We stayed on a powered site at Rawnsley Park Station, about 15-20 minutes South of Wilpena Pound. The Station has generous sites, good amenities and a good camp kitchen. The fire pits are on each site but it’s BYO firewood or you can purchase from the onsite shop.
Bush Camping is also available. There are several well maintained campsites along the track. The Youngoona, Trezona, and Brachina East camp sites are all on the eastern half of the track. The Teamsters Camp site in the gorge area is spectacular. You have to book a site. Check the National Parks site for details.
Brachina and Buneryoo Gorge is located inside the Flinders Ranges National Park so to explore the area you will need a Park Pass. A Daily Park Pass ($11 per vehicle) can be purchased at the Wilpena Pound Visitor’s Centre.
Kangaroos, Euros (wallaroos) and emus; we saw plenty of them. It was a bit cool for lizards and snakes to be out but keep an eye out for them in warmer months. You can see Yellow footed rock wallabies in the late afternoon in the gorge.

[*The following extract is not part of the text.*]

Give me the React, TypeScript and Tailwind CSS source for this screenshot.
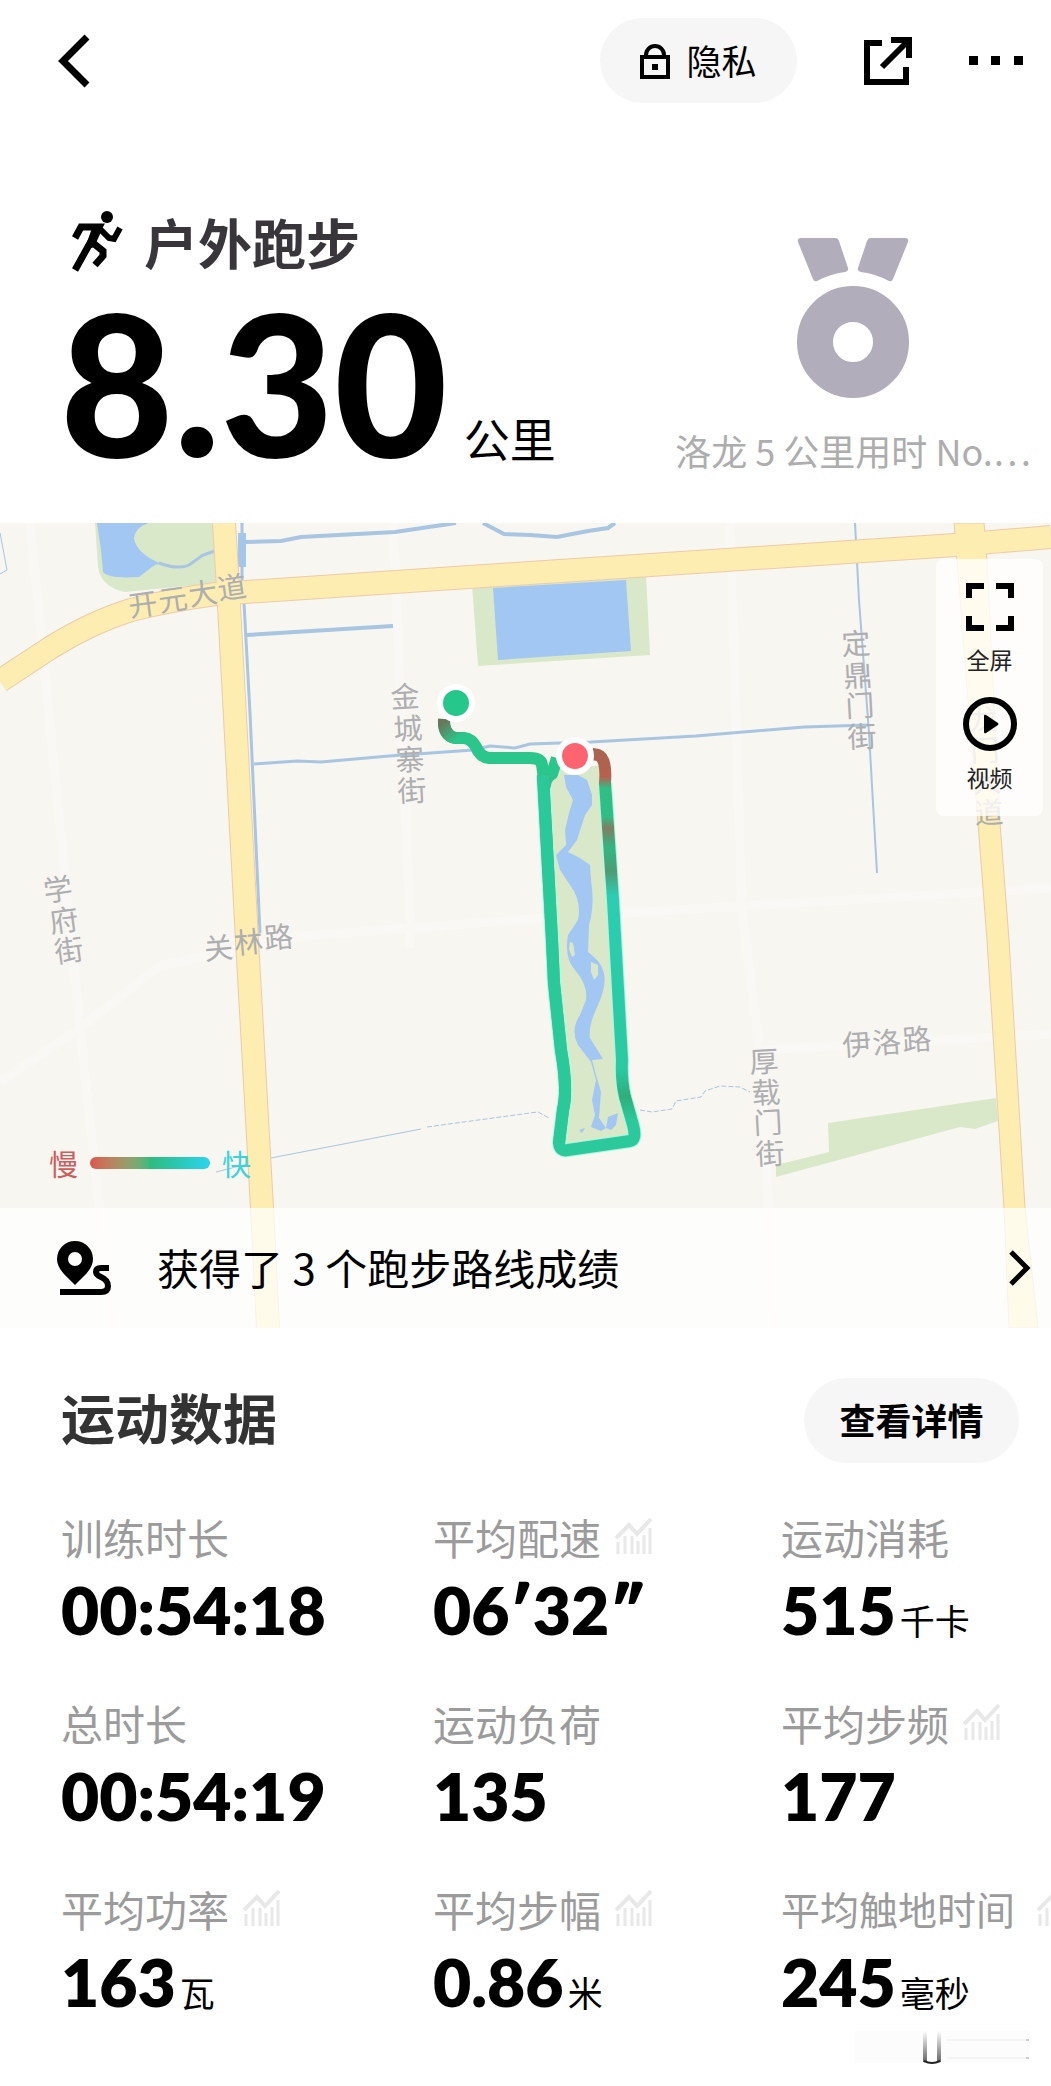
interface Metric {
  label: string;
  value: string;
  unit?: string;
  chart?: boolean;
  compact?: boolean;
}

const metrics: Metric[] = [
  { label: '训练时长', value: '00:54:18' },
  { label: '平均配速', value: '06′32″', chart: true },
  { label: '运动消耗', value: '515', unit: '千卡' },
  { label: '总时长', value: '00:54:19' },
  { label: '运动负荷', value: '135' },
  { label: '平均步频', value: '177', chart: true },
  { label: '平均功率', value: '163', unit: '瓦', chart: true },
  { label: '平均步幅', value: '0.86', unit: '米', chart: true },
  { label: '平均触地时间', value: '245', unit: '毫秒', chart: true, compact: true },
];

// x / y hold one position per character
const streets = [
  { name: '开元大道', x: '130 160 190 219', y: '617 612 606 600', rotate: -8 },
  { name: '金城寨街', x: '391 394 396 398', y: '708 740 771 802', rotate: -3 },
  { name: '学府街', x: '45 51 56', y: '902 933 963', rotate: -8 },
  { name: '关林路', x: '205 235 265', y: '960 954 949', rotate: -5 },
  { name: '定鼎门街', x: '842 844 846 848', y: '655 687 717 748', rotate: -3 },
  { name: '龙门大道', x: '969 971 973 975', y: '731 762 793 824', rotate: -3 },
  { name: '厚载门街', x: '750 752 754 756', y: '1073 1104 1134 1165', rotate: -3 },
  { name: '伊洛路', x: '843 873 903', y: '1056 1054 1051', rotate: -4 },
];

function ChartIcon() {
  return (
    <svg viewBox="0 0 38 38" className="size-[38px] shrink-0" fill="none" stroke="#e8e8e8" aria-hidden="true">
      <path d="M1 21 14 8l8 9L36 2" strokeWidth="4" />
      <path d="M3 37V25M10 37V19M17 37V19M23 37V24M29 37V18M35 37V11" strokeWidth="3" />
    </svg>
  );
}

function Header() {
  return (
    <header className="flex h-[121px] items-start pl-[55px] pr-[27px] pt-[18px]">
      <button type="button" aria-label="返回" className="flex h-[85px] items-center">
        <svg viewBox="0 0 36 54" className="h-[54px] w-9" fill="none" stroke="#000" strokeWidth="7">
          <path d="M32 3 8 27l24 24" />
        </svg>
      </button>
      <div className="ml-auto flex items-center">
        <button
          type="button"
          className="mr-[67px] flex h-[85px] w-[197px] items-center justify-center gap-4 rounded-full bg-[#f6f6f6] text-[35px]"
        >
          <svg viewBox="0 0 30 36" className="h-9 w-[30px]" fill="none" stroke="#000" strokeWidth="4">
            <path d="M2 14h26v20H2zM6 14v-2a9 9 0 0 1 18 0v2" />
            <path d="M12 21h6v6h-6z" fill="#000" stroke="none" />
          </svg>
          隐私
        </button>
        <button type="button" aria-label="分享" className="mr-14">
          <svg viewBox="0 0 48 48" className="size-12" fill="none" stroke="#000" strokeWidth="6">
            <path d="M18 6H3v39h39V30M27 3h18v18M18 30 44 4" />
          </svg>
        </button>
        <button type="button" aria-label="更多">
          <svg viewBox="0 0 56 10" className="h-[10px] w-14">
            <path d="M1 0h9v9H1zM23 0h9v9h-9zM46 0h9v9h-9z" />
          </svg>
        </button>
      </div>
    </header>
  );
}

function Summary() {
  return (
    <section className="flex h-[402px] justify-between pl-[60px] pr-[20px]">
      <div className="pt-[83px]">
        <h1 className="flex h-[76px] items-center gap-5 text-[54px] font-bold leading-none text-[#38363b]">
          <svg viewBox="0 0 52 62" className="ml-3 h-[62px] w-[52px]" fill="none" stroke="#000">
            <circle cx="35" cy="6" r="6" fill="#000" stroke="none" />
            <path d="M3 27 9 16h18L3 59" strokeWidth="7" />
            <path d="m26 16 11 11 5 1 6-11" strokeWidth="6" />
            <path d="m21 32 10 8v5L23 54" strokeWidth="7" />
            <path d="m20 17 10 2-8 17-10 4z" fill="#000" stroke="none" />
          </svg>
          户外跑步
        </h1>
        <p className="flex items-baseline gap-4 leading-[204px]">
          <span className="font-[Lato] text-[196px] font-black">8.30</span>
          <span className="text-[46px]">公里</span>
        </p>
      </div>
      <div className="flex flex-col items-center pt-[117px] text-[#adadad]">
        <svg viewBox="0 0 112 160" className="h-40 w-28" fill="#b2adba" aria-hidden="true">
          <path d="M4 0h35q2 0 3 3l9 27q1 3-3 4-15 2-28 9-3 1-4-2L1 4q-1-4 3-4zM108 0H73q-2 0-3 3l-9 27q-1 3 3 4 15 2 28 9 3 1 4-2l15-37q1-4-3-4z" />
          <circle cx="56" cy="104" r="38" fill="none" stroke="#b2adba" strokeWidth="36" />
        </svg>
        <p className="mt-[26px] text-[36px] leading-[52px]">洛龙 5 公里用时 No.…</p>
      </div>
    </section>
  );
}

function RunMap() {
  return (
    <svg
      viewBox="0 523 1051 805"
      preserveAspectRatio="xMidYMid slice"
      className="block w-full bg-[#f8f6f1]"
      fill="none"
      role="img"
      aria-label="跑步轨迹"
    >
      <defs>
        <linearGradient id="pace" gradientUnits="userSpaceOnUse" x1="0" y1="753" x2="0" y2="1148">
          <stop offset="0" stopColor="#a9644f" />
          <stop offset="0.06" stopColor="#b8604f" />
          <stop offset="0.09" stopColor="#2fbf86" />
          <stop offset="0.16" stopColor="#2fbf86" />
          <stop offset="0.19" stopColor="#7f7e62" />
          <stop offset="0.24" stopColor="#33b682" />
          <stop offset="0.3" stopColor="#4f9c74" />
          <stop offset="0.36" stopColor="#2ccdb2" />
          <stop offset="0.8" stopColor="#2bc9a0" />
          <stop offset="0.87" stopColor="#2fae7c" />
          <stop offset="0.93" stopColor="#2bc99c" />
        </linearGradient>
        <linearGradient id="start" gradientUnits="userSpaceOnUse" x1="444" y1="722" x2="458" y2="738">
          <stop offset="0" stopColor="#67785c" />
          <stop offset="1" stopColor="#2bc68b" />
        </linearGradient>
      </defs>

      {/* side streets */}
      <g stroke="#faf8f4" strokeWidth="9">
        <path d="M0 1082 80 1028 160 966 300 936 560 917 760 905 1051 888" />
        <path d="M30 523 80 1028 112 1328M393 523l17 395v30M730 523l12 390 20 155 12 260M760 1050l291-16" />
      </g>

      {/* parks */}
      <g fill="#dae8ca">
        <path d="M95 523 98 567Q101 587 125 592L217 583 213 523z" />
        <path d="M472 585 478 666 650 655 646 574z" />
        <path d="M776 1177V1165L829 1152 828 1123 996 1098 998 1121 975 1129 960 1127z" />
        <path d="M545 770 606 765 616 983 622 1060 635 1138 562 1150 566 1087 552 940z" />
      </g>

      {/* water */}
      <g fill="#a2c7f3">
        <path d="M97 523 101 550 103 572Q108 579 139 577L152 567Q158 562 163 565L159 563Q137 553 134 539 135 527 149 523z" />
        <path d="M238 533h8v34h-8zM493 588 498 660 631 651 626 580z" />
        <path d="M564 775 566 787 573 800 569 813 565 830 566 845 556 855 560 870 570 885Q582 901 578 920L568 935Q564 958 575 970 588 985 586 1000L580 1015Q570 1030 578 1045L591 1062 596 1080 592 1100 595 1115 591 1127 601 1131 606 1128 599 1118 601 1092 596 1075 592 1060 603 1059 590 1038Q588 1026 598 1005 608 983 603 970 601 962 588 952L589 925Q595 905 591 880L590 865 580 858 568 852 577 840 585 815 592 805 592 795 587 780 578 775z" />
        <path d="M606 1128 608 1117 618 1113 616 1125 611 1130zM579 1130l6-2-3 5z" />
      </g>
      <path d="m591 962 7 3 0 10-4 5-3-8zM570 942l3 1 2 12-3 2-3-8z" fill="#dae8ca" />
      <g stroke="#a8c5e2">
        <path d="M159 563Q178 570 189 565L203 555 215 551" strokeWidth="3" />
        <path d="M246 542 281 541 301 537 395 532 456 523M483 523 504 534 530 535 557 537 588 531 608 528 615 523" strokeWidth="4" />
        <path d="M247 635 393 626" strokeWidth="4" />
        <path d="M242 523V590M244 603 250 713 260 933" strokeWidth="3" />
        <path d="M254 764 297 761 321 762 389 756 473 750 490 746 515 748 530 744 591 742 696 736 804 727 869 725" strokeWidth="3" />
        <path d="M855 523 859 600 869 733 877 873" strokeWidth="2" />
        <path d="M0 533 7 570 0 574M216 1172 271 1158 421 1129" />
        <path d="M427 1127 530 1113 538 1112 549 1118M640 1110 652 1112 672 1109 676 1101 701 1097 705 1091 720 1086 740 1087 750 1092" strokeDasharray="5 2" />
      </g>

      {/* main roads */}
      <g stroke="#edcba7" strokeWidth="24">
        <path d="M0 681 50 648Q92 622 131 610 170 600 216 594L530 573 955 545 1051 537" />
        <path d="M224 523 228 587 247 940 262 1208 268 1328" />
        <path d="M954 523h30l3 37 13 263 9 117 16 268 13 120h-29l-5-120-17-268-9-117-10-123z" strokeWidth="1" fill="#fdedb1" />
      </g>
      <g stroke="#fdedb1" strokeWidth="22">
        <path d="M0 681 50 648Q92 622 131 610 170 600 216 594L530 573 955 545 1051 537" />
        <path d="M224 523 228 587 247 940 262 1208 268 1328" />
      </g>

      <g fill="#adaeb0" fontSize="29">
        {streets.map((street) => (
          <text key={street.name} x={street.x} y={street.y} rotate={street.rotate}>
            {street.name}
          </text>
        ))}
      </g>

      {/* track */}
      <g strokeLinejoin="round" strokeWidth="12">
        <path d="M543 775 552 940 554 983 561 1050Q568 1090 563 1110L559 1143Q560 1152 568 1150L630 1141Q637 1140 633 1125L625 1097Q621 1080 622 1060L613 900 605 783" stroke="#a8f7e3" strokeWidth="14" />
        <path d="M444 719Q443 735 455 738L464 738Q472 739 476 747 480 757 489 758L530 758Q541 758 542 765L545 785Q546 777 552 774L557 758" stroke="#2bc68b" />
        <path d="M444 719Q443 735 455 738L464 738" stroke="url(#start)" />
        <path d="M543 775 552 940 554 983 561 1050Q568 1090 563 1110L559 1143Q560 1152 568 1150L630 1141Q637 1140 633 1125L625 1097Q621 1080 622 1060L613 900 605 783Q607 758 598 755L592 754" stroke="url(#pace)" />
        <path d="M543 775 552 940 554 983 561 1050Q568 1090 563 1110L559 1143" stroke="#2bc89a" />
      </g>
      <circle cx="456" cy="703" r="16" fill="#25c78b" stroke="#fff" strokeWidth="6" />
      <circle cx="575" cy="756" r="16" fill="#fc6470" stroke="#fff" strokeWidth="6" />
    </svg>
  );
}

function MapSection() {
  return (
    <section className="relative">
      <RunMap />
      <div className="absolute right-2 top-9 flex h-[257px] w-[107px] flex-col items-center rounded-lg bg-white/80 pt-6 text-[23px] leading-7 text-[#222]">
        <button type="button" className="flex flex-col items-center gap-[14px]">
          <svg viewBox="0 0 48 48" className="size-12" fill="none" stroke="#000" strokeWidth="6">
            <path d="M3 15V3h15M30 3h15v12M45 33v12H30M18 45H3V33" />
          </svg>
          全屏
        </button>
        <button type="button" className="mt-6 flex flex-col items-center gap-3">
          <svg viewBox="0 0 54 54" className="size-[54px]">
            <circle cx="27" cy="27" r="24" fill="none" stroke="#000" strokeWidth="6" />
            <path d="M21 19v16q0 2 2 1l12-8q1-1 0-2l-12-8q-2-1-2 1z" />
          </svg>
          视频
        </button>
      </div>
      <div className="absolute bottom-[145px] left-[49px] flex items-center gap-3 text-[29px] leading-10">
        <span className="text-[#cd5c5c]">慢</span>
        <span className="h-3 w-[120px] rounded-full bg-linear-to-r from-[#dc564f] via-[#2fbb7c] to-[#2bd5ec]" />
        <span className="text-[#3bd3dd]">快</span>
      </div>
      <a href="#routes" className="absolute inset-x-0 bottom-0 flex h-[120px] items-center bg-white/75 pl-[57px] pr-5 text-[42px]">
        <svg viewBox="0 0 54 54" className="mr-[46px] size-[54px]">
          <path d="M18 0a18 18 0 0 0-18 18c0 10 9 17 18 26 9-9 18-16 18-26A18 18 0 0 0 18 0zm0 11a7 7 0 1 1 0 14 7 7 0 0 1 0-14z" fillRule="evenodd" />
          <path d="M52 27H44q-5 0-5 4 0 3 5 5 7 3 7 9 0 6-7 6H3" fill="none" stroke="#000" strokeWidth="6" />
        </svg>
        <span className="pb-1">获得了 3 个跑步路线成绩</span>
        <svg viewBox="0 0 22 36" className="ml-auto h-9 w-[22px]" fill="none" stroke="#000" strokeWidth="5">
          <path d="m2 2 16 16L2 34" />
        </svg>
      </a>
    </section>
  );
}

function MetricItem({ label, value, unit, chart, compact }: Metric) {
  return (
    <div className="h-[186px] whitespace-nowrap">
      <dt className="flex h-[54px] items-center gap-[14px] text-[#9b9b9b]">
        <span className={compact ? 'mr-2 text-[39px]' : 'text-[42px]'}>{label}</span>
        {chart && <ChartIcon />}
      </dt>
      <dd className="flex items-baseline gap-1 leading-[94px]">
        <span className="font-[Lato] text-[66px] font-extrabold">{value}</span>
        {unit && <span className="text-[35px]">{unit}</span>}
      </dd>
    </div>
  );
}

function CornerMark() {
  return (
    <svg viewBox="0 0 174 34" className="absolute bottom-[21px] right-[22px] h-[34px] w-[174px]" aria-hidden="true">
      <defs>
        <linearGradient id="mark" x1="0" y1="0" x2="0" y2="1">
          <stop offset="0" stopColor="#fff" />
          <stop offset="1" stopColor="#666" />
        </linearGradient>
      </defs>
      <path d="M0 0h174v32H0z" fill="#fcfcfc" />
      <path d="M92 9h82M92 27h82" stroke="#ececec" />
      <path d="M171 9h3M171 27h3" stroke="#aaa" />
      <path d="M69 0h17v31H69z" fill="#fff" />
      <path d="M68 0h4v31h-4zM82 0h4v31h-4z" fill="url(#mark)" />
      <path d="M69 30q8 4 16 0" fill="none" stroke="#222" strokeWidth="2" />
    </svg>
  );
}

export default function App() {
  return (
    <main className="overflow-hidden bg-white font-['Noto_Sans_CJK_SC',sans-serif] text-black">
      <Header />
      <Summary />
      <MapSection />
      <section className="relative pb-[19px] pl-[61px] pt-[50px]">
        <div className="flex items-center justify-between pr-8">
          <h2 className="pb-2 text-[54px] font-bold leading-none text-[#333]">运动数据</h2>
          <button type="button" className="h-[85px] w-[215px] rounded-full bg-[#f6f6f6] pb-1 text-[36px] font-bold">
            查看详情
          </button>
        </div>
        <dl className="mt-[46px] grid grid-cols-[minmax(0,372fr)_minmax(0,348fr)_minmax(0,270fr)]">
          {metrics.map((metric) => (
            <MetricItem key={metric.label} {...metric} />
          ))}
        </dl>
        <CornerMark />
      </section>
    </main>
  );
}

Aroona Ruins is another camp site but there are some interesting ruins here too. From the main carpark, walk up the hill and you’ll see the remains of some buildings. There is also a nice view from the top of the hill.
Brachina Gorge Lookout. There are lots of great views in the Flinders and this lookout at the western end of Brachina Gorge Road is no exception. Assuming you start your drive from the east, the lookout is a great way to finish your Brachina Gorge drive.
Walking Trails. There are walks from many of the campsites. At the Aroona Ruins is the trailhead for the Trezona and Aroona to Youngoona trails. Australia’s longest walk – the Heyson Trail – passes through Aroona too. The full trail is 1200 kilometres long, but you can do a little bit of it from Brachina Gorge!
Emma Smith Grave. Found near the start of Brachina Gorge Road, this might be a marker you drive past. We almost did but were glad we took the couple of minutes to have a look. The gravestone and plaque give a brief but telling insight into the harsh conditions faced by the early settlers.